Evidentemente, esta pasión literaria por el mundo ruso fue, también, una vía de escape. La España que le tocó vivir en su juventud no le gustaba. Tampoco conseguía identificarse con ninguno de los tópicos nacionales, acentuados tras la victoria de Franco. Por ese motivo, Zúñiga volcó su interés en las naciones y lenguas de la Europa oriental, algo que tuvo consecuencias en su carrera literaria, escribiendo y publicando varios textos divulgativos sobre Hungría, Bulgaria o Rumanía. Hombre de escritorio, careció, sin embargo, del coraje necesario para saciar sus ansias de conocer estos mundos. Sus memorias no hacen referencia a más viajes que los imaginarios, como si nunca hubiera salido fuera de Madrid. Ni que decir tiene que tampoco se perdió mucho. La realidad lo habría decepcionado. Descubrir a qué habían quedado reducidas las naciones que amaba una vez sometidas al yugo soviético probablemente le habría resultado muy doloroso. El deslumbramiento que sintió, por ejemplo, con el mundo que se describe en las novelas de Panait Istrati difícilmente hubiera resistido el cotejo con la Rumanía comunista. El propio Istrati, amigo en principio de la revolución, sufrió un terrible desengaño cuando visitó a finales de los años 20 la Rusia de Stalin, fruto de lo cual fueron los tres tomos de su demoledor Rusia al desnudo. 

El otro rico manantial de la memoria de Zúñiga es la Guerra Civil, que vivió en Madrid, encerrado en un piso de la calle Bravo Murillo del que, según afirma (aunque lo desmiente luego), no podía salir por carecer de documentación.
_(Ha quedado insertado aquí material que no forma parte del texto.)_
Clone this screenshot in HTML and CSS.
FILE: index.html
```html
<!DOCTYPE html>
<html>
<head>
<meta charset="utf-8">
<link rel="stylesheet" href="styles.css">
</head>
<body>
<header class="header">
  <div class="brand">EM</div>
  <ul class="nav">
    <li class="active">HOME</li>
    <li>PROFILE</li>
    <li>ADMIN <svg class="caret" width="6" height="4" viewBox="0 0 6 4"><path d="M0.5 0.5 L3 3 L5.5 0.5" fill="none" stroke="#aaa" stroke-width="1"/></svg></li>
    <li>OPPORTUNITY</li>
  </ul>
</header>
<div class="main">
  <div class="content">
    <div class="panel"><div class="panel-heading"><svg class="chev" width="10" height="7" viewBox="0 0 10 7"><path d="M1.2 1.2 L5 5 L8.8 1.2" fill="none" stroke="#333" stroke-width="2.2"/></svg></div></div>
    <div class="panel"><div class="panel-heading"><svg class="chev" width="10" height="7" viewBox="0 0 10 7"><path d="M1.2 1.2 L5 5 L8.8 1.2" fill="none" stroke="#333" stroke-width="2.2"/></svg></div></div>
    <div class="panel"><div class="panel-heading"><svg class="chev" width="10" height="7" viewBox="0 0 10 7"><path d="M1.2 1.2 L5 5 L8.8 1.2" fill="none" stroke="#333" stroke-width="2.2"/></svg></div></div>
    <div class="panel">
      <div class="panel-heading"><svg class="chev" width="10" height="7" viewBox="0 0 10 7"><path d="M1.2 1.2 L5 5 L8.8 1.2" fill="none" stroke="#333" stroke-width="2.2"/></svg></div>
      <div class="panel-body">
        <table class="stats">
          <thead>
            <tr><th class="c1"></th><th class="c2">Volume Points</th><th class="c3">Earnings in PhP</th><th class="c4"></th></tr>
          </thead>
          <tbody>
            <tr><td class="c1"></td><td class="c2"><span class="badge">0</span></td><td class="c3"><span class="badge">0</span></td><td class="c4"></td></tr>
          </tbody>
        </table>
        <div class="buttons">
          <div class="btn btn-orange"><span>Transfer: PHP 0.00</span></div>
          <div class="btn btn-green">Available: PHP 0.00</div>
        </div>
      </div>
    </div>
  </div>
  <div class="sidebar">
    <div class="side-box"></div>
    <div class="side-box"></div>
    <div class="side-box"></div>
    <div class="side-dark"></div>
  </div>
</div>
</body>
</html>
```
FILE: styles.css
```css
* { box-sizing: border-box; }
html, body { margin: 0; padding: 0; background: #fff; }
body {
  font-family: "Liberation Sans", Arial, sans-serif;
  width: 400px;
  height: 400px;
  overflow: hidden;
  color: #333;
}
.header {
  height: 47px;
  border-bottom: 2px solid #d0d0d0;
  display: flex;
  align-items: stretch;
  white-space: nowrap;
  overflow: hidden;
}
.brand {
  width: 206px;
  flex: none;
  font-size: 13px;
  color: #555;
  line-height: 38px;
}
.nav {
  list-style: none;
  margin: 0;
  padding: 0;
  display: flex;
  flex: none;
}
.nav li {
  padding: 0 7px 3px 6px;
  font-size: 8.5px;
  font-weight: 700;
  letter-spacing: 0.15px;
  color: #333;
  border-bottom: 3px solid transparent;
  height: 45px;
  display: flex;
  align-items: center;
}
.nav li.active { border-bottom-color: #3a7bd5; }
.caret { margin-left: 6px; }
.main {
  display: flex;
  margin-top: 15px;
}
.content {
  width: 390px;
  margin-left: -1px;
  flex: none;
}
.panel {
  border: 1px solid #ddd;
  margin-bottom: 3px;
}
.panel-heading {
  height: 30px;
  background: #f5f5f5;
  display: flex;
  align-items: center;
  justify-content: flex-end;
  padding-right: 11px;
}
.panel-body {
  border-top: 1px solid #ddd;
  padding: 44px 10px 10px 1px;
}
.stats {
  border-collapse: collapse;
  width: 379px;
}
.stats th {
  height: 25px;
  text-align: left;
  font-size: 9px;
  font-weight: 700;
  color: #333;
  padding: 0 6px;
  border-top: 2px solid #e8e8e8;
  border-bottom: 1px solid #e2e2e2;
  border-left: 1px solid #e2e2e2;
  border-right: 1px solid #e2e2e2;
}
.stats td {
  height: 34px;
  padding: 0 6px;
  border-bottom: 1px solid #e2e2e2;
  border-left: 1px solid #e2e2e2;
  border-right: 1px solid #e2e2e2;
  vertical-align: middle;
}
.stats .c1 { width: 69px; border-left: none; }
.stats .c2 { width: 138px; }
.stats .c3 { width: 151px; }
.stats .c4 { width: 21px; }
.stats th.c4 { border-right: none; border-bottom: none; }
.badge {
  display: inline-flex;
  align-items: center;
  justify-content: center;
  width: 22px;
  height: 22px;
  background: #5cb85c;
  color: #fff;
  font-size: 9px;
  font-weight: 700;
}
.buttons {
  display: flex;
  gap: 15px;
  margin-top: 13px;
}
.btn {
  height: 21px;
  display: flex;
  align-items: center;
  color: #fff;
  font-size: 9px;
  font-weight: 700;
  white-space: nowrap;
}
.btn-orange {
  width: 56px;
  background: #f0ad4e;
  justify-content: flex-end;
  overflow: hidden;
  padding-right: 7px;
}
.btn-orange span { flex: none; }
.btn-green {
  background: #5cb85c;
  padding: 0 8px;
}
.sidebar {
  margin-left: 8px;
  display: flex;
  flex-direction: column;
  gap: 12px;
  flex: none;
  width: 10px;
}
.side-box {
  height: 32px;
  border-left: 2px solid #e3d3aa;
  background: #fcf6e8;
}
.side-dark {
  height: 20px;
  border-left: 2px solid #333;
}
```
Ni el riesgo que suponían las bombas franquistas, ni las patrullas militares que podían detenerlo, impidieron que se arriesgara a ver con sus propios ojos lo que estaba pasando en la sitiada capital de España. De hecho, al cumplir dieciocho años fue llamado a filas y declarado inútil, hecho que en medio de la guerra no evitó que tuviera que ir todos los días al cuartel. Las cosas que vio, oyó y vivió le proporcionarían un cuarto de siglo más tarde material suficiente para los relatos a que debe su fama. La Trilogía de la guerra civil (Largo noviembre de Madrid, La tierra será un paraíso y Capital de la gloria) son el fruto de esas vivencias transformadas en materia literaria cuando, ya en plena madurez, comprendió que «la literatura conlleva una rectificación del mundo».
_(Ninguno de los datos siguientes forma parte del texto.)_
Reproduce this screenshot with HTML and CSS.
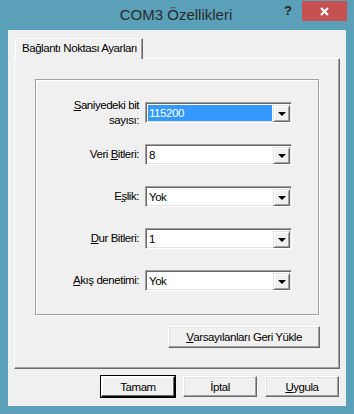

Ya he dicho que los recuerdos de Zúñiga apenas incluyen escenas o anécdotas que no estén relacionadas directa o indirectamente con los libros. Su vida entera parece haber girado siempre en torno a ellos. Aunque no hay muchos nombres de personas en sus memorias, los que hay suelen tener también siempre que ver con el mundo literario. Mientras que habla de refilón de sus progenitores o de su familia, dedica una página entera a Cansino Assens o a los relatos de Sherwood Anderson, escritor en el que encuentra perfectamente reflejados sus estados de ánimo juveniles: «ilusiones irrealizadas, afectos contenidos, amores no expresados que en el secreto de la timidez se mantienes como un fuego …» ¿Qué ilusiones o que amores son estos? No lo dice. Zúñiga es extremadamente pudoroso incluso cuando habla de su esposa, la única mujer concreta a la que menciona. Eso sí, lo poco que dice es de una ternura deslumbrante. «Yo admiraba las escenas amorosas en la pintura de Chagall (…) y quise entrar en uno de sus cuadros y ser la pareja de amantes que se besa oyendo la melodía del violinista en el tejado, ser uno de los personajes del pintor ruso que para siempre será imagen de vencer la tristeza con el arte».
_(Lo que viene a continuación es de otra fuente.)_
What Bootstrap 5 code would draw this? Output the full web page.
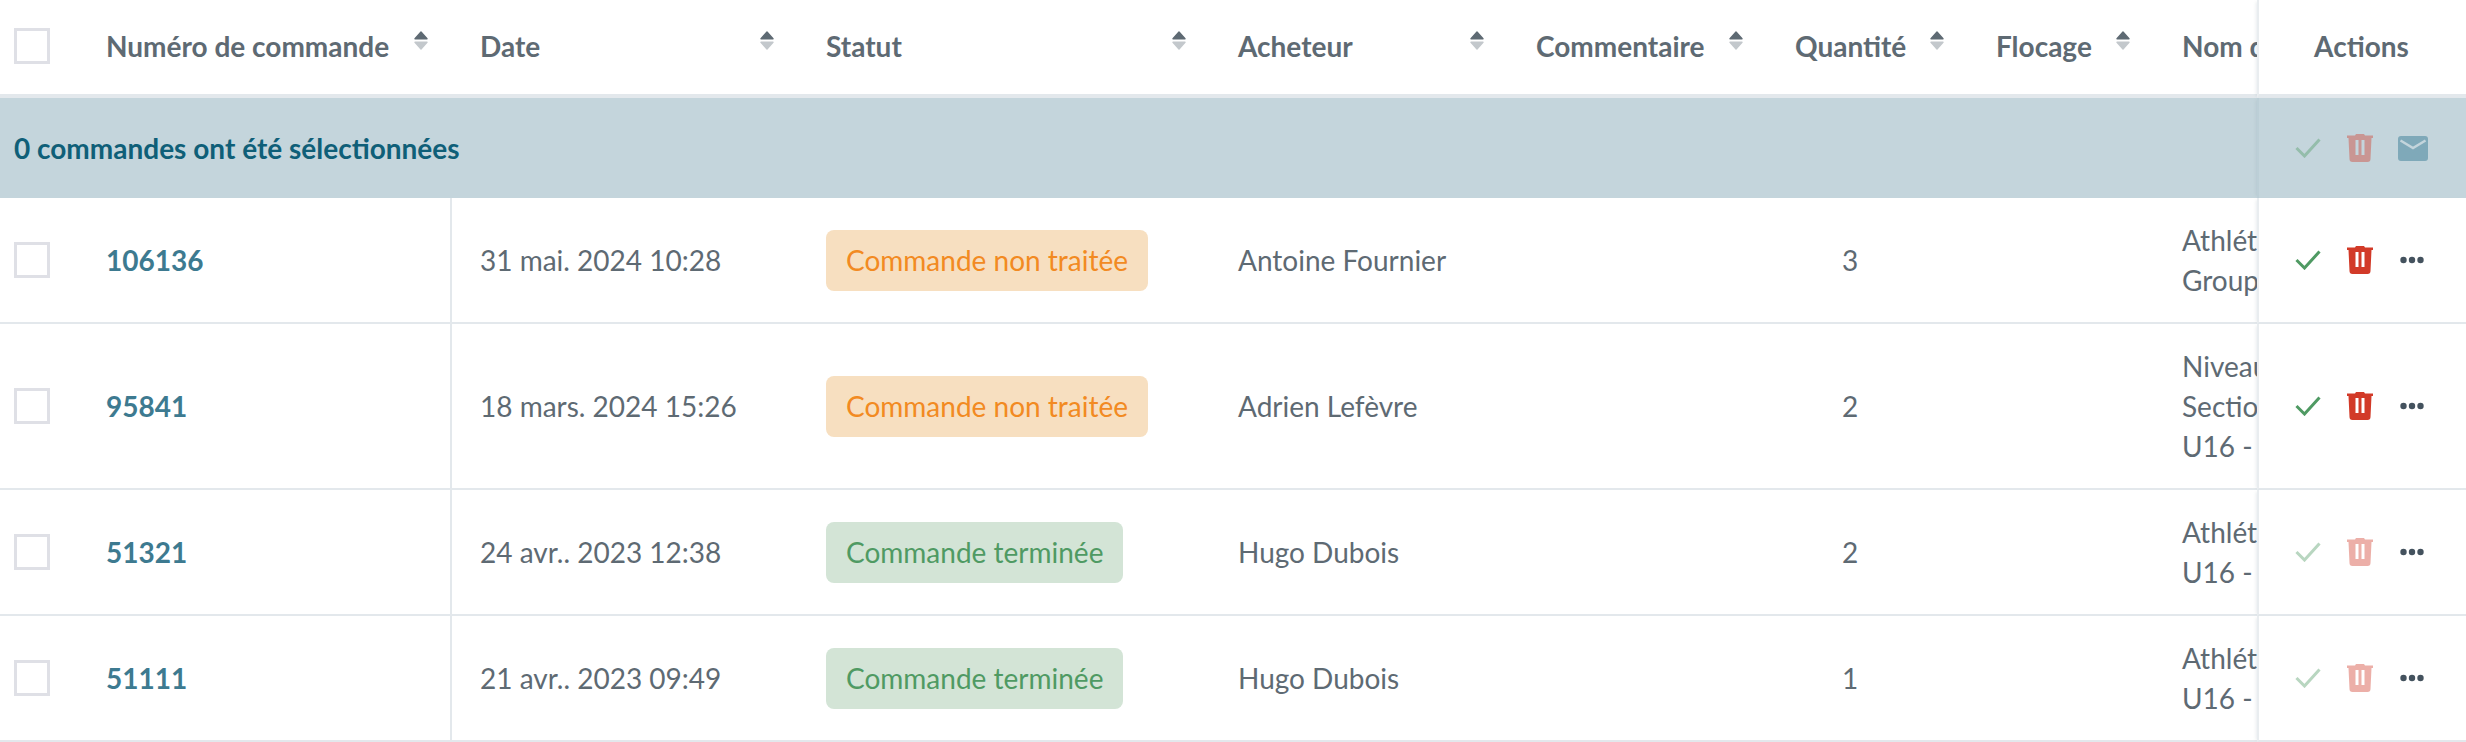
<!DOCTYPE html>
<html lang="fr">
<head>
<meta charset="utf-8">
<title>Commandes</title>
<link href="https://cdn.jsdelivr.net/npm/bootstrap@5.3.0/dist/css/bootstrap.min.css" rel="stylesheet">
<style>
body{margin:0;background:#fff;font-family:Lato,"Liberation Sans",sans-serif;}
.orders-wrap{width:2466px;height:742px;overflow:hidden;}
.orders{table-layout:fixed;border-collapse:separate;border-spacing:0;width:2466px;font-size:28px;line-height:40px;color:#5e6a73;margin:0;}
.w-a{width:76px}.w-b{width:374px}.w-c{width:346px}.w-d{width:412px}.w-e{width:298px}.w-f{width:259px}.w-g{width:201px}.w-h{width:186px}.w-i{width:105px}.w-j{width:209px}
.orders th,.orders td{padding:22px 22px 22px 30px;vertical-align:middle;background:#fff;}
.orders thead th{height:98px;padding-top:0;padding-bottom:3px;border-bottom:4px solid #e3e8ec;font-weight:700;color:#5e6a73;white-space:nowrap;}
.orders tbody td{border-bottom:2px solid #e3e8ec;white-space:nowrap;}
.orders .col-check{padding-left:14px;padding-right:0;}
.orders .col-date{border-left:2px solid #e3e8ec;padding-left:28px;}
.orders .col-name{padding-right:0;overflow:hidden;}
.box{display:block;width:36px;height:36px;border:3px solid #dfe0e6;background:#fff;}
.sorter{display:block;width:14px;height:19px;margin-top:-10px;flex:none;}
.order-link{color:#3d7a90;font-weight:700;}
.state{display:inline-block;height:61px;line-height:61px;padding:0 20px;border-radius:8px;}
.state-wait{background:#f7dfc0;color:#f28a22;}
.state-done{background:#d3e4d6;color:#4f9a63;}
.orders td.qty{text-align:center;padding-right:61px;}
.orders tr.bar-row td{height:100px;padding:0 14px;background:#c4d5dc;border-bottom:0;color:#0f5f78;font-weight:700;}
.orders .act{padding:0;text-align:center;box-shadow:-3px 0 3px -2px rgba(120,135,150,.16);border-left:2px solid #e9edf0;}
.orders thead th.act{padding:0 2px 3px 0;}
.orders tbody td.act{padding:0;}
.orders tr.bar-row td.act{padding:0;border-left-color:#bccfd7;}
.act-line{height:40px;padding-left:36px;}
.act-line svg{display:block;flex:none;}
.ico-check{width:26px;height:20px;margin-right:26px;}
.ico-trash{width:26px;height:28px;margin-right:27px;}
.ico-dots{width:24px;height:8px;}
.ico-mail{width:30px;height:25px;margin-left:-2px;}
.faded{opacity:.4;}
.cell-name{display:block;}
</style>
</head>
<body>
<svg class="d-none" aria-hidden="true">
<symbol id="i-sort" viewBox="0 0 14 19"><path d="M7 1 13 7.800H1Z" fill="#5e6a73" stroke="#5e6a73" stroke-width="1.400" stroke-linejoin="round"/><path d="M1 11.200H13L7 18Z" fill="#c3c8cc" stroke="#c3c8cc" stroke-width="1.400" stroke-linejoin="round"/></symbol>
<symbol id="i-check" viewBox="0 0 26 20"><path d="M1.500 10 9.500 18 24.500 1.500" fill="none" stroke="#4f9a63" stroke-width="3"/></symbol>
<symbol id="i-trash" viewBox="0 0 26 28"><path fill-rule="evenodd" d="M0 1.500H8L9 0H17L18 1.500H26V4H24.500L23.500 25a3 3 0 0 1-3 3H5.500a3 3 0 0 1-3-3L1.500 4H0ZM8.500 6V21H11.500V6ZM14.500 6V21H17.500V6Z" fill="#d23a28"/></symbol>
<symbol id="i-dots" viewBox="0 0 24 8"><circle cx="3.500" cy="4" r="3.200" fill="#44525e"/><circle cx="12" cy="4" r="3.200" fill="#44525e"/><circle cx="20.500" cy="4" r="3.200" fill="#44525e"/></symbol>
<symbol id="i-mail" viewBox="0 0 30 25"><rect width="30" height="25" rx="3" fill="#7fa9b9"/><path d="M2.500 4.500 15 12 27.500 4.500" fill="none" stroke="#c4d5dc" stroke-width="2.500"/></symbol>
</svg>
<div class="orders-wrap">
<table class="orders">
<colgroup>
<col class="w-a"><col class="w-b"><col class="w-c"><col class="w-d"><col class="w-e"><col class="w-f"><col class="w-g"><col class="w-h"><col class="w-i"><col class="w-j">
</colgroup>
<thead>
<tr>
<th class="col-check"><span class="box"></span></th>
<th><div class="d-flex justify-content-between align-items-center"><span>Numéro de commande</span><svg class="sorter"><use href="#i-sort"/></svg></div></th>
<th><div class="d-flex justify-content-between align-items-center"><span>Date</span><svg class="sorter"><use href="#i-sort"/></svg></div></th>
<th><div class="d-flex justify-content-between align-items-center"><span>Statut</span><svg class="sorter"><use href="#i-sort"/></svg></div></th>
<th><div class="d-flex justify-content-between align-items-center"><span>Acheteur</span><svg class="sorter"><use href="#i-sort"/></svg></div></th>
<th><div class="d-flex justify-content-between align-items-center"><span>Commentaire</span><svg class="sorter"><use href="#i-sort"/></svg></div></th>
<th><div class="d-flex justify-content-between align-items-center"><span>Quantité</span><svg class="sorter"><use href="#i-sort"/></svg></div></th>
<th><div class="d-flex justify-content-between align-items-center"><span>Flocage</span><svg class="sorter"><use href="#i-sort"/></svg></div></th>
<th class="col-name">Nom d</th>
<th class="act">Actions</th>
</tr>
</thead>
<tbody>
<tr class="bar-row">
<td colspan="9">0 commandes ont été sélectionnées</td>
<td class="act"><div class="act-line d-flex align-items-center">
<svg class="ico-check faded"><use href="#i-check"/></svg>
<svg class="ico-trash faded"><use href="#i-trash"/></svg>
<svg class="ico-mail"><use href="#i-mail"/></svg>
</div></td>
</tr>
<tr>
<td class="col-check"><span class="box"></span></td>
<td><a class="order-link text-decoration-none" href="#">106136</a></td>
<td class="col-date">31 mai. 2024 10:28</td>
<td><span class="state state-wait">Commande non traitée</span></td>
<td>Antoine Fournier</td><td></td><td class="qty">3</td><td></td>
<td class="col-name"><span class="cell-name">Athlét</span><span class="cell-name">Group</span></td>
<td class="act"><div class="act-line d-flex align-items-center">
<svg class="ico-check"><use href="#i-check"/></svg>
<svg class="ico-trash"><use href="#i-trash"/></svg>
<svg class="ico-dots"><use href="#i-dots"/></svg>
</div></td>
</tr>
<tr>
<td class="col-check"><span class="box"></span></td>
<td><a class="order-link text-decoration-none" href="#">95841</a></td>
<td class="col-date">18 mars. 2024 15:26</td>
<td><span class="state state-wait">Commande non traitée</span></td>
<td>Adrien Lefèvre</td><td></td><td class="qty">2</td><td></td>
<td class="col-name"><span class="cell-name">Niveau</span><span class="cell-name">Section</span><span class="cell-name">U16 -</span></td>
<td class="act"><div class="act-line d-flex align-items-center">
<svg class="ico-check"><use href="#i-check"/></svg>
<svg class="ico-trash"><use href="#i-trash"/></svg>
<svg class="ico-dots"><use href="#i-dots"/></svg>
</div></td>
</tr>
<tr>
<td class="col-check"><span class="box"></span></td>
<td><a class="order-link text-decoration-none" href="#">51321</a></td>
<td class="col-date">24 avr.. 2023 12:38</td>
<td><span class="state state-done">Commande terminée</span></td>
<td>Hugo Dubois</td><td></td><td class="qty">2</td><td></td>
<td class="col-name"><span class="cell-name">Athlét</span><span class="cell-name">U16 -</span></td>
<td class="act"><div class="act-line d-flex align-items-center">
<svg class="ico-check faded"><use href="#i-check"/></svg>
<svg class="ico-trash faded"><use href="#i-trash"/></svg>
<svg class="ico-dots"><use href="#i-dots"/></svg>
</div></td>
</tr>
<tr>
<td class="col-check"><span class="box"></span></td>
<td><a class="order-link text-decoration-none" href="#">51111</a></td>
<td class="col-date">21 avr.. 2023 09:49</td>
<td><span class="state state-done">Commande terminée</span></td>
<td>Hugo Dubois</td><td></td><td class="qty">1</td><td></td>
<td class="col-name"><span class="cell-name">Athlét</span><span class="cell-name">U16 -</span></td>
<td class="act"><div class="act-line d-flex align-items-center">
<svg class="ico-check faded"><use href="#i-check"/></svg>
<svg class="ico-trash faded"><use href="#i-trash"/></svg>
<svg class="ico-dots"><use href="#i-dots"/></svg>
</div></td>
</tr>
</tbody>
</table>
</div>
<script src="https://cdn.jsdelivr.net/npm/bootstrap@5.3.0/dist/js/bootstrap.bundle.min.js"></script>
</body>
</html>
Cuando uno cierra la obra tiene la impresión de que su autor fue un hombre orgulloso de sus aspiraciones más que de sus logros. Los libros, tanto los de los otros como los escritos por él, constituyeron un reducto donde poner a salvo la propia conciencia y sus ideales. Consciente de que la vida es un proceso de lenta maduración y que hasta que no se produce un cierto reconocimiento externo tendemos a desmerecer lo que hemos hecho y realizado, vivió buena parte de su vida sin creerse realmente un escritor. Al repasar su existencia desde la altura de los casi cien años, se da cuenta, sin embargo, de que, al margen de sus éxitos, sus aspiraciones fueron razonables y satisfactorias. Tal y como él la ve, su vida consistió en un continuo oponerse a la gran ofensiva contra la tradición cultural de Occidente acontecida en el siglo XX. De ahí le vino el deseo y la necesidad de escribir, la tarea a cuya evocación consagra esencialmente este libro.